— Goal —
For the data below, report the number of lines that contain the string "with" and nothing else.

— Given records —
========================

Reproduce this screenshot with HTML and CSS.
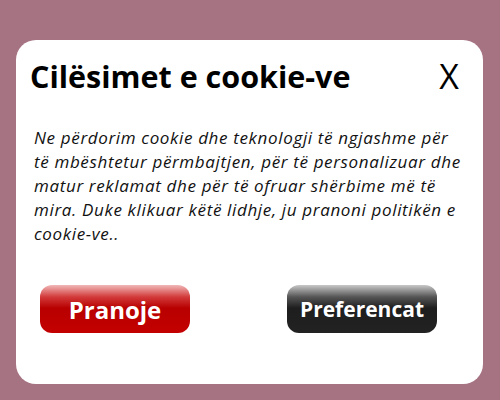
FILE: index.html
```html
<!DOCTYPE html>
<html lang="sq">
<head>
<meta charset="utf-8">
<link rel="stylesheet" href="styles.css">
</head>
<body>
<div class="card">
  <div class="head">
    <h1 class="title">Cilësimet e cookie-ve</h1>
    <span class="close">X</span>
  </div>
  <p class="text">Ne përdorim cookie dhe teknologji të ngjashme për të mbështetur përmbajtjen, për të personalizuar dhe matur reklamat dhe për të ofruar shërbime më të mira. Duke klikuar këtë lidhje, ju pranoni politikën e cookie-ve..</p>
  <div class="actions">
    <button class="btn btn-red">Pranoje</button>
    <button class="btn btn-dark">Preferencat</button>
  </div>
</div>
</body>
</html>
```
FILE: styles.css
```css
html, body {
  margin: 0;
  padding: 0;
}
body {
  width: 500px;
  height: 400px;
  background: #a67383;
  font-family: "Open Sans", sans-serif;
  padding: 40px 17px 16px 16px;
  box-sizing: border-box;
}
.card {
  background: #fff;
  border-radius: 20px;
  height: 344px;
  box-sizing: border-box;
  padding: 16px 17px 0 14px;
  display: flex;
  flex-direction: column;
}
.head {
  display: flex;
  justify-content: space-between;
  align-items: center;
  height: 40px;
  padding-right: 7px;
}
.title {
  margin: 0;
  font-size: 30.5px;
  line-height: 40px;
  font-weight: 700;
  color: #000;
}
.close {
  font-size: 34px;
  font-weight: 400;
  color: #000;
  line-height: 1;
}
.text {
  margin: 30px 0 0 4px;
  font-size: 17px;
  letter-spacing: 0.65px;
  line-height: 24px;
  font-style: italic;
  color: #111;
}
.actions {
  display: flex;
  justify-content: space-between;
  padding: 0 29px 0 10px;
  margin-top: 39px;
}
.btn {
  width: 150px;
  height: 48px;
  border: none;
  border-radius: 12px;
  font-family: "Open Sans", sans-serif;
  font-weight: 700;
  color: #fff;
  padding: 0;
}
.btn-red {
  font-size: 24px;
  background: linear-gradient(to bottom, #f0b8b8 0%, #d23a3a 25%, #b80000 48%, #c40000 100%);
}
.btn-dark {
  font-size: 21px;
  background: linear-gradient(to bottom, #c8c8c8 0%, #555 25%, #1e1e1e 48%, #222 100%);
}
```
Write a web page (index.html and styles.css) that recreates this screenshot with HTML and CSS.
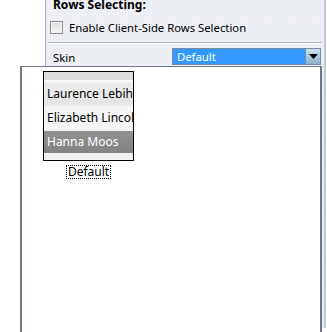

========================

— Final answer —
2